Data block ->
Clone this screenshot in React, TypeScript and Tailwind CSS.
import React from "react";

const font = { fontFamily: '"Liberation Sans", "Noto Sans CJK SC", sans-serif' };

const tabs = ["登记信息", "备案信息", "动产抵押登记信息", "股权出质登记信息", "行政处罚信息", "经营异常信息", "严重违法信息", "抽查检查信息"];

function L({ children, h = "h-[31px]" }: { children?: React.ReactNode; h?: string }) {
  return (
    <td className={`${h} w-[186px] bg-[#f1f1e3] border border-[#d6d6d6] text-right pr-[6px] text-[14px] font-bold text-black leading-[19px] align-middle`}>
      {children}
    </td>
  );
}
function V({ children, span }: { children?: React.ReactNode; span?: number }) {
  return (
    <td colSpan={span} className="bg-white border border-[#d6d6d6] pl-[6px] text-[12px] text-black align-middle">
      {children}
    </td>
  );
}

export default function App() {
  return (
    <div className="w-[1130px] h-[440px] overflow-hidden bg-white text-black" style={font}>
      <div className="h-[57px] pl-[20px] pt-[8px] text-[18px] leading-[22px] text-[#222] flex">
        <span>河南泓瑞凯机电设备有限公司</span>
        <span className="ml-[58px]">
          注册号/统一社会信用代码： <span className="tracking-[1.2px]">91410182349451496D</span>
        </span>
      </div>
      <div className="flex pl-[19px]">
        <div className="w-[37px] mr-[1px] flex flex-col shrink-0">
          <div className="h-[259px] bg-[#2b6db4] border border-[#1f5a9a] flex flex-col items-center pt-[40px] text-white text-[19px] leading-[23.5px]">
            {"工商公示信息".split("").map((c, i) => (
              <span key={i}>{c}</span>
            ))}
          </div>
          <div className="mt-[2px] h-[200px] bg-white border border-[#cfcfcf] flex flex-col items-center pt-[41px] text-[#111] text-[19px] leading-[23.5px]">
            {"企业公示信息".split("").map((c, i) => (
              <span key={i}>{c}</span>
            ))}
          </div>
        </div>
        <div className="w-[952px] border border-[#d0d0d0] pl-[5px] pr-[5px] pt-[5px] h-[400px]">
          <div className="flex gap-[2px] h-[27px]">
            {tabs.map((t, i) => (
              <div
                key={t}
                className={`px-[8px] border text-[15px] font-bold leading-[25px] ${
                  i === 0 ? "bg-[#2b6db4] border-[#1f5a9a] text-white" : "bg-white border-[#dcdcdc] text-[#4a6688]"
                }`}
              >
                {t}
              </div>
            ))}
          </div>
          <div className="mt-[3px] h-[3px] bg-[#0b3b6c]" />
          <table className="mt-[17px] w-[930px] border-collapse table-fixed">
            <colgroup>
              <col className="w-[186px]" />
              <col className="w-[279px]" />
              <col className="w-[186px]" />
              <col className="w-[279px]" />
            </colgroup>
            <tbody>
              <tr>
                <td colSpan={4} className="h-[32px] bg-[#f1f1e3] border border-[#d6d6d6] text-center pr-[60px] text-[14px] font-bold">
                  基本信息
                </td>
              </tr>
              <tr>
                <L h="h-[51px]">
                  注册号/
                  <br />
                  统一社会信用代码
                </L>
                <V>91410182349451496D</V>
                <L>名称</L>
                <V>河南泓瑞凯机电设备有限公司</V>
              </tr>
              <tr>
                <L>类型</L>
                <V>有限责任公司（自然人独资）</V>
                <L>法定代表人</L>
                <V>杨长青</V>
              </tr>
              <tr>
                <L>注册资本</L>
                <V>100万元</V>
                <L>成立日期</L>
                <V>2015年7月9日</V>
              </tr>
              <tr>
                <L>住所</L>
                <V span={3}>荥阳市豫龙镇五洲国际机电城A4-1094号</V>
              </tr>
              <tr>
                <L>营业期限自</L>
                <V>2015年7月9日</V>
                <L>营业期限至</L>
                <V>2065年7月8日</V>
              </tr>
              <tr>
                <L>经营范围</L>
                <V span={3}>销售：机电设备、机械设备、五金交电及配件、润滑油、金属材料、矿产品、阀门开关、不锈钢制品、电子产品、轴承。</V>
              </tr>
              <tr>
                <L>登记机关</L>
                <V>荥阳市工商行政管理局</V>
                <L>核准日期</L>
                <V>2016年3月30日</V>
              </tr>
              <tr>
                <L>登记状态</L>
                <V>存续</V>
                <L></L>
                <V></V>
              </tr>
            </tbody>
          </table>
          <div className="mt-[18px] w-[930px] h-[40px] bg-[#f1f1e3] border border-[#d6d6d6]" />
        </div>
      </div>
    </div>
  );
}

What you have to do -> The listing above should be transcribed in full, exactly as written.

Output for this exercise ->
Clone this screenshot in React, TypeScript and Tailwind CSS.
import React from "react";

const font = { fontFamily: '"Liberation Sans", "Noto Sans CJK SC", sans-serif' };

const tabs = ["登记信息", "备案信息", "动产抵押登记信息", "股权出质登记信息", "行政处罚信息", "经营异常信息", "严重违法信息", "抽查检查信息"];

function L({ children, h = "h-[31px]" }: { children?: React.ReactNode; h?: string }) {
  return (
    <td className={`${h} w-[186px] bg-[#f1f1e3] border border-[#d6d6d6] text-right pr-[6px] text-[14px] font-bold text-black leading-[19px] align-middle`}>
      {children}
    </td>
  );
}
function V({ children, span }: { children?: React.ReactNode; span?: number }) {
  return (
    <td colSpan={span} className="bg-white border border-[#d6d6d6] pl-[6px] text-[12px] text-black align-middle">
      {children}
    </td>
  );
}

export default function App() {
  return (
    <div className="w-[1130px] h-[440px] overflow-hidden bg-white text-black" style={font}>
      <div className="h-[57px] pl-[20px] pt-[8px] text-[18px] leading-[22px] text-[#222] flex">
        <span>河南泓瑞凯机电设备有限公司</span>
        <span className="ml-[58px]">
          注册号/统一社会信用代码： <span className="tracking-[1.2px]">91410182349451496D</span>
        </span>
      </div>
      <div className="flex pl-[19px]">
        <div className="w-[37px] mr-[1px] flex flex-col shrink-0">
          <div className="h-[259px] bg-[#2b6db4] border border-[#1f5a9a] flex flex-col items-center pt-[40px] text-white text-[19px] leading-[23.5px]">
            {"工商公示信息".split("").map((c, i) => (
              <span key={i}>{c}</span>
            ))}
          </div>
          <div className="mt-[2px] h-[200px] bg-white border border-[#cfcfcf] flex flex-col items-center pt-[41px] text-[#111] text-[19px] leading-[23.5px]">
            {"企业公示信息".split("").map((c, i) => (
              <span key={i}>{c}</span>
            ))}
          </div>
        </div>
        <div className="w-[952px] border border-[#d0d0d0] pl-[5px] pr-[5px] pt-[5px] h-[400px]">
          <div className="flex gap-[2px] h-[27px]">
            {tabs.map((t, i) => (
              <div
                key={t}
                className={`px-[8px] border text-[15px] font-bold leading-[25px] ${
                  i === 0 ? "bg-[#2b6db4] border-[#1f5a9a] text-white" : "bg-white border-[#dcdcdc] text-[#4a6688]"
                }`}
              >
                {t}
              </div>
            ))}
          </div>
          <div className="mt-[3px] h-[3px] bg-[#0b3b6c]" />
          <table className="mt-[17px] w-[930px] border-collapse table-fixed">
            <colgroup>
              <col className="w-[186px]" />
              <col className="w-[279px]" />
              <col className="w-[186px]" />
              <col className="w-[279px]" />
            </colgroup>
            <tbody>
              <tr>
                <td colSpan={4} className="h-[32px] bg-[#f1f1e3] border border-[#d6d6d6] text-center pr-[60px] text-[14px] font-bold">
                  基本信息
                </td>
              </tr>
              <tr>
                <L h="h-[51px]">
                  注册号/
                  <br />
                  统一社会信用代码
                </L>
                <V>91410182349451496D</V>
                <L>名称</L>
                <V>河南泓瑞凯机电设备有限公司</V>
              </tr>
              <tr>
                <L>类型</L>
                <V>有限责任公司（自然人独资）</V>
                <L>法定代表人</L>
                <V>杨长青</V>
              </tr>
              <tr>
                <L>注册资本</L>
                <V>100万元</V>
                <L>成立日期</L>
                <V>2015年7月9日</V>
              </tr>
              <tr>
                <L>住所</L>
                <V span={3}>荥阳市豫龙镇五洲国际机电城A4-1094号</V>
              </tr>
              <tr>
                <L>营业期限自</L>
                <V>2015年7月9日</V>
                <L>营业期限至</L>
                <V>2065年7月8日</V>
              </tr>
              <tr>
                <L>经营范围</L>
                <V span={3}>销售：机电设备、机械设备、五金交电及配件、润滑油、金属材料、矿产品、阀门开关、不锈钢制品、电子产品、轴承。</V>
              </tr>
              <tr>
                <L>登记机关</L>
                <V>荥阳市工商行政管理局</V>
                <L>核准日期</L>
                <V>2016年3月30日</V>
              </tr>
              <tr>
                <L>登记状态</L>
                <V>存续</V>
                <L></L>
                <V></V>
              </tr>
            </tbody>
          </table>
          <div className="mt-[18px] w-[930px] h-[40px] bg-[#f1f1e3] border border-[#d6d6d6]" />
        </div>
      </div>
    </div>
  );
}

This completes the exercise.